For buyers who want pre-war Italian Renaissance Revival architecture, generous wall space for art display, upper-CPW positioning, and a full amenity package (fitness center, children's playroom — uncommon in pre-war Manhattan buildings of this era), the Turin is a thoughtful choice.
Architecture and unit composition
The Turin's 72 apartments span one- to four-bedroom configurations. Pre-war signatures throughout: 10-foot ceilings in primary rooms, formal entry galleries (the building's distinctive feature, ranging from 8 to 35 feet long), library-living combinations, kitchens that have been renovated multiple times across the building's 116-year history.
The long entrance galleries are the Turin's architectural calling card. Where most pre-war Manhattan apartments have entry foyers of 6–10 feet that transition quickly into a living room, the Turin's galleries are deliberately extended — producing a processional sequence that organizes the apartment around an axial circulation spine. The configuration is well-suited to apartments that prioritize formal entertaining or to residents with substantial art collections requiring uninterrupted wall surface.
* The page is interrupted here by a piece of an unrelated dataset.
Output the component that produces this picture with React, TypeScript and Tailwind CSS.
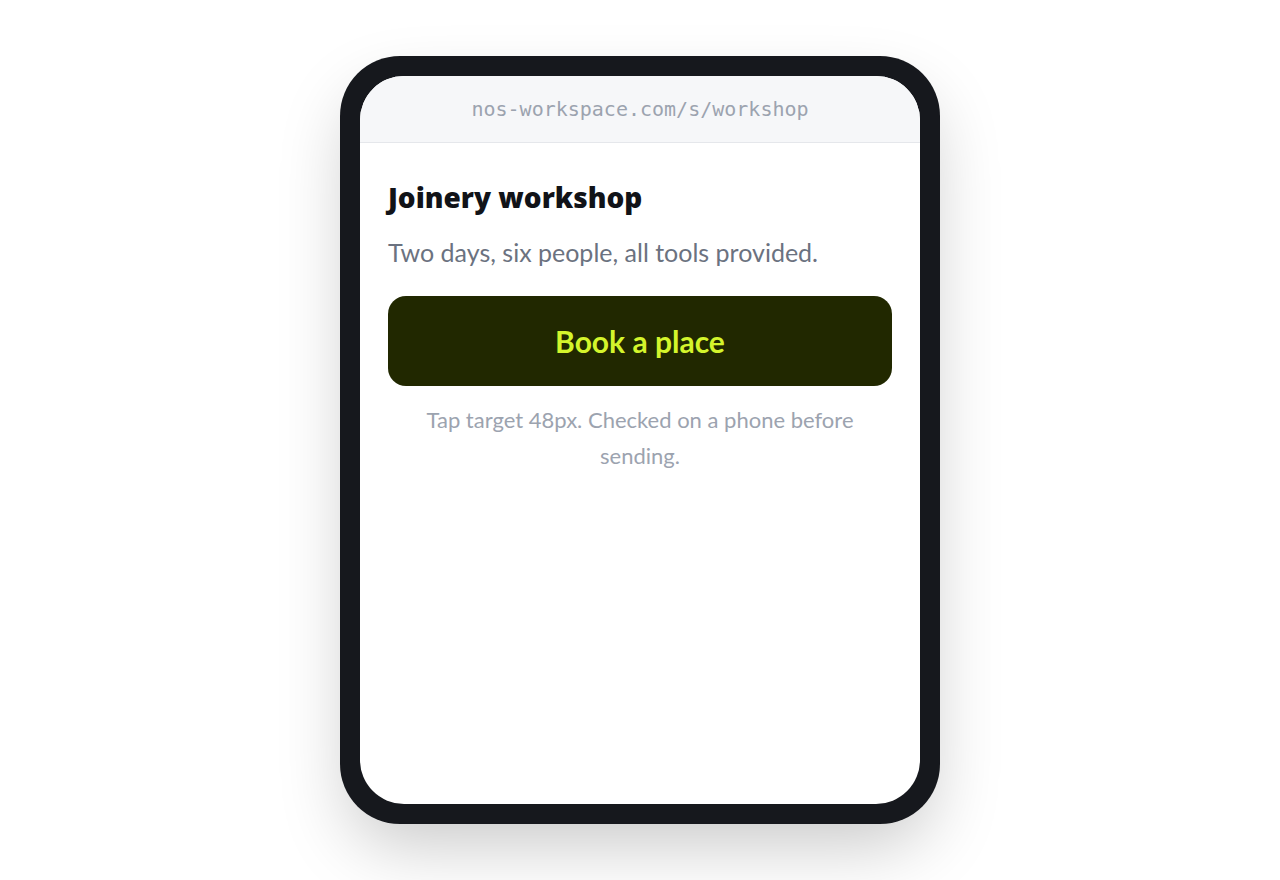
import React from "react";

export default function App() {
  return (
    <div className="flex h-[880px] w-full items-center justify-center bg-white font-['Lato',sans-serif]">
      <div className="h-[768px] w-[600px] rounded-[60px] bg-[#16181d] p-5 shadow-[0_30px_70px_-10px_rgba(0,0,0,0.22)]">
        <div className="flex h-full w-full flex-col overflow-hidden rounded-[44px] bg-white">
          <div className="flex h-[67px] shrink-0 items-center justify-center border-b border-[#e5e7eb] bg-[#f6f7f9] font-['DejaVu_Sans_Mono',monospace] text-[20px] text-[#9ca3af]">
            nos-workspace.com/s/workshop
          </div>
          <div className="flex flex-col px-7 pt-[38px]">
            <h1 className="font-['Noto_Sans',sans-serif] text-[28px] font-black leading-[32px] text-[#111318]">
              Joinery workshop
            </h1>
            <p className="mt-[24px] text-[25px] leading-[30px] text-[#6b7280]">
              Two days, six people, all tools provided.
            </p>
            <button
              type="button"
              className="mt-[29px] flex h-[90px] w-full items-center justify-center rounded-[18px] bg-[#212800] text-[30px] font-bold text-[#d4f52c]"
            >
              Book a place
            </button>
            <p className="mt-[16px] text-center text-[22px] leading-[36px] text-[#9ca3af]">
              Tap target 48px. Checked on a phone before sending.
            </p>
          </div>
        </div>
      </div>
    </div>
  );
}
Park-facing apartments occupy the eastern flank with direct Central Park views from low to high floors. Many apartments offer direct Park views.
Building operations
The Turin operates as a full-service pre-war cooperative with 24-hour doorman, on-site superintendent, and an amenity package broader than most comparable-era CPW pre-wars: fitness center, children's playroom, dedicated storage room, and bike room. The amenity scope is notable — most 1909-era CPW pre-wars do not include in-building fitness or playroom facilities, reflecting either Turin-specific board investment in modernization or retrofitted use of former service spaces.
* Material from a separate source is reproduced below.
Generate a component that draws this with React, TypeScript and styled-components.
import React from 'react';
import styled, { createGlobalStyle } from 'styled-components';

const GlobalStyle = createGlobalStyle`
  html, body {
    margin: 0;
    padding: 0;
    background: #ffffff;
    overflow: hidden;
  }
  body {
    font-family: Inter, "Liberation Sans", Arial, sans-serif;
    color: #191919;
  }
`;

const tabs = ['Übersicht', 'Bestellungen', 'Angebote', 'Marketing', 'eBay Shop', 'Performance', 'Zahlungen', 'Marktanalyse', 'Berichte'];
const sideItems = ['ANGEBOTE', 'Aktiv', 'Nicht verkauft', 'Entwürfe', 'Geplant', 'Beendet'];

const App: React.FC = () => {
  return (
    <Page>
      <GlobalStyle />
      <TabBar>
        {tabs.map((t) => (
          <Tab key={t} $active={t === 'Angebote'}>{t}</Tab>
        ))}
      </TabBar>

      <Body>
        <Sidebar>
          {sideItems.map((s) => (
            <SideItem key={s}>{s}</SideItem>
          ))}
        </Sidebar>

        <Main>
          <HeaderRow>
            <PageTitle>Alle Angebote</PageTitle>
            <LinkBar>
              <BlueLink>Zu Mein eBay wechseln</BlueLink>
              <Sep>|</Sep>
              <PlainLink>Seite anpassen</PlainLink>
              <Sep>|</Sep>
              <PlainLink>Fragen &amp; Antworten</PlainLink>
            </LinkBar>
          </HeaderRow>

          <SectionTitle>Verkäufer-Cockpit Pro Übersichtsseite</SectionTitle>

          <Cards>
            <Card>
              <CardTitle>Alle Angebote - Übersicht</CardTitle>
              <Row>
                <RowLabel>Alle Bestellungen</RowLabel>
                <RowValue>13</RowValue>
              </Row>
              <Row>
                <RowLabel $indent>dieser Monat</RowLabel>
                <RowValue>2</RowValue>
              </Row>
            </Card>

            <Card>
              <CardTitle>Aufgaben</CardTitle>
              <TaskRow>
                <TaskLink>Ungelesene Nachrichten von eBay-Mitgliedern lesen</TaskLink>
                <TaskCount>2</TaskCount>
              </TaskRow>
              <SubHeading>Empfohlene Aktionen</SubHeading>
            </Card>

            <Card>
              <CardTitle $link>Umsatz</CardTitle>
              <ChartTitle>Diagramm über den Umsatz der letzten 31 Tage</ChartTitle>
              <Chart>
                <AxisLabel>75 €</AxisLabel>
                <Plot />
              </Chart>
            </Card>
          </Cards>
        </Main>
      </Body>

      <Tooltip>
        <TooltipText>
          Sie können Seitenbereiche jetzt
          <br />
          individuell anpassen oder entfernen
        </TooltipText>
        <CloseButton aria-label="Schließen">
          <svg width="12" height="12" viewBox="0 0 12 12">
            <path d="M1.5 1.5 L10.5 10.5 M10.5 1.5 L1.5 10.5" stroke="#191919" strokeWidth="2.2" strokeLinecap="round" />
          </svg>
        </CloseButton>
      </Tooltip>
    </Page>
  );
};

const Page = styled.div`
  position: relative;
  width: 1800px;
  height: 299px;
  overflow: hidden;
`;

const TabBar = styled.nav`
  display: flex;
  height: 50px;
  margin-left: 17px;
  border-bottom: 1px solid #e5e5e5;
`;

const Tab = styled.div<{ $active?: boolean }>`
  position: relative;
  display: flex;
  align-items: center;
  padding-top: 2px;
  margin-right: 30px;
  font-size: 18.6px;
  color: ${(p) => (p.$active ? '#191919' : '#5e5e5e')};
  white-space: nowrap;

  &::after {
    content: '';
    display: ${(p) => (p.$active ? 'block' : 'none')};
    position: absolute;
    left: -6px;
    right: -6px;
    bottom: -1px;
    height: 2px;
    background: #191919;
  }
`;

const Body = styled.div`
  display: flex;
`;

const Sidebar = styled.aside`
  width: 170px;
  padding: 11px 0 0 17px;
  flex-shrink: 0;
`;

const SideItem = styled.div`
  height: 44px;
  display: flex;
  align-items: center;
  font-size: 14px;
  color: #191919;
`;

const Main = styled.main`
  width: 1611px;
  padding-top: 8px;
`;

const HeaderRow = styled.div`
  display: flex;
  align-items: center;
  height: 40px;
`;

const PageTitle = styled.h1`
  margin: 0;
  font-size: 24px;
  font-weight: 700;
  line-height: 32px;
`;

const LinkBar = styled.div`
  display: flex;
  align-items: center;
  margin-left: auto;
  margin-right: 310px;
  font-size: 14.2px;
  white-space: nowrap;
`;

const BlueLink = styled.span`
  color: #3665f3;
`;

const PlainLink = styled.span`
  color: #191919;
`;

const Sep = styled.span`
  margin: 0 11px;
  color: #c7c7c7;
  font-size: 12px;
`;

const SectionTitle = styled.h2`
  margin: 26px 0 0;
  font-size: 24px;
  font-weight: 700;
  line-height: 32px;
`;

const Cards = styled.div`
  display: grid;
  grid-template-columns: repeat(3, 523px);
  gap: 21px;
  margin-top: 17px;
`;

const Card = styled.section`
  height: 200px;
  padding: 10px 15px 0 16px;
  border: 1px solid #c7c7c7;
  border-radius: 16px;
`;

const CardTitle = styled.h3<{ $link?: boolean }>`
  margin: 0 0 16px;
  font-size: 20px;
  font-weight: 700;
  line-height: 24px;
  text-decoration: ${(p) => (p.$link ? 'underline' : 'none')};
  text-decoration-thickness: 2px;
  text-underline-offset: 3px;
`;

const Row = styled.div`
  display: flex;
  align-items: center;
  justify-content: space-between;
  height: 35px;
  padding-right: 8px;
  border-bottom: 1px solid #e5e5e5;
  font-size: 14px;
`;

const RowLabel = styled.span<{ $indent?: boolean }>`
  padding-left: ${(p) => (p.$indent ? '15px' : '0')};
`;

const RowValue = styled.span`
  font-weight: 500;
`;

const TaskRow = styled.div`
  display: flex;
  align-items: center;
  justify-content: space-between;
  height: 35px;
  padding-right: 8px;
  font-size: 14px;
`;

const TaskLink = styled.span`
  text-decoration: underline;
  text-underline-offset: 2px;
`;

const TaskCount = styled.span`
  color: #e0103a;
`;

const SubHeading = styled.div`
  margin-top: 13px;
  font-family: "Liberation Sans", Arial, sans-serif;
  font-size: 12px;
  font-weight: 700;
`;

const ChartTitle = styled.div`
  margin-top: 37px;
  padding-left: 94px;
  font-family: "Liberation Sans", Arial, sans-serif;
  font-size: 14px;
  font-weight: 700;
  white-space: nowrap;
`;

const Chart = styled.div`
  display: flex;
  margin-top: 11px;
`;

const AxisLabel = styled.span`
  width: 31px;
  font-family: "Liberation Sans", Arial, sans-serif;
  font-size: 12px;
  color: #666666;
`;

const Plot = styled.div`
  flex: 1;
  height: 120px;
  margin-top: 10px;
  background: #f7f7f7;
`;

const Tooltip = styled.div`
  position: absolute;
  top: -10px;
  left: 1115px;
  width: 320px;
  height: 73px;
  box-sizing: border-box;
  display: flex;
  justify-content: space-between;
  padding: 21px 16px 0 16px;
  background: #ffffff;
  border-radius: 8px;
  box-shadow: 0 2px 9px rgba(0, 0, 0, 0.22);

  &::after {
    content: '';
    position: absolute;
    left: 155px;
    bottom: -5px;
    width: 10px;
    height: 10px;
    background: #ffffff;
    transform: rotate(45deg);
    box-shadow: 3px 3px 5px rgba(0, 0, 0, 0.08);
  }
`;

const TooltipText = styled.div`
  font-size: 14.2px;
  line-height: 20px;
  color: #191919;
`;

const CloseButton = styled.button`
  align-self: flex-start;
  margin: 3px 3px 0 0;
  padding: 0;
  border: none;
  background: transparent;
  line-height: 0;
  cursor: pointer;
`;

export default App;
The building participates in the NYC Cooperative & Condominium Property Tax Abatement Program for qualifying primary-residence shareholders. Specific policy details (flip tax structure, financing cap, sublet fee) are not publicly published by the building; buyers should review the current proprietary lease and house rules during due diligence.
Local Law 97
- 2024–2029 annual penalty
- $0 (under cap)
- 2030–2034 annual penalty
- $0 (under cap)
- Per unit / month range
- —
Facade safety — Local Law 11
Safe to live in today — but the last inspection flagged repairs that are due on a deadline, so facade work and its cost are coming. Whether that’s a real concern depends on the scope, the timing, and how the building plans to pay for it — reserves or an assessment — which is exactly what we’d dig into for you.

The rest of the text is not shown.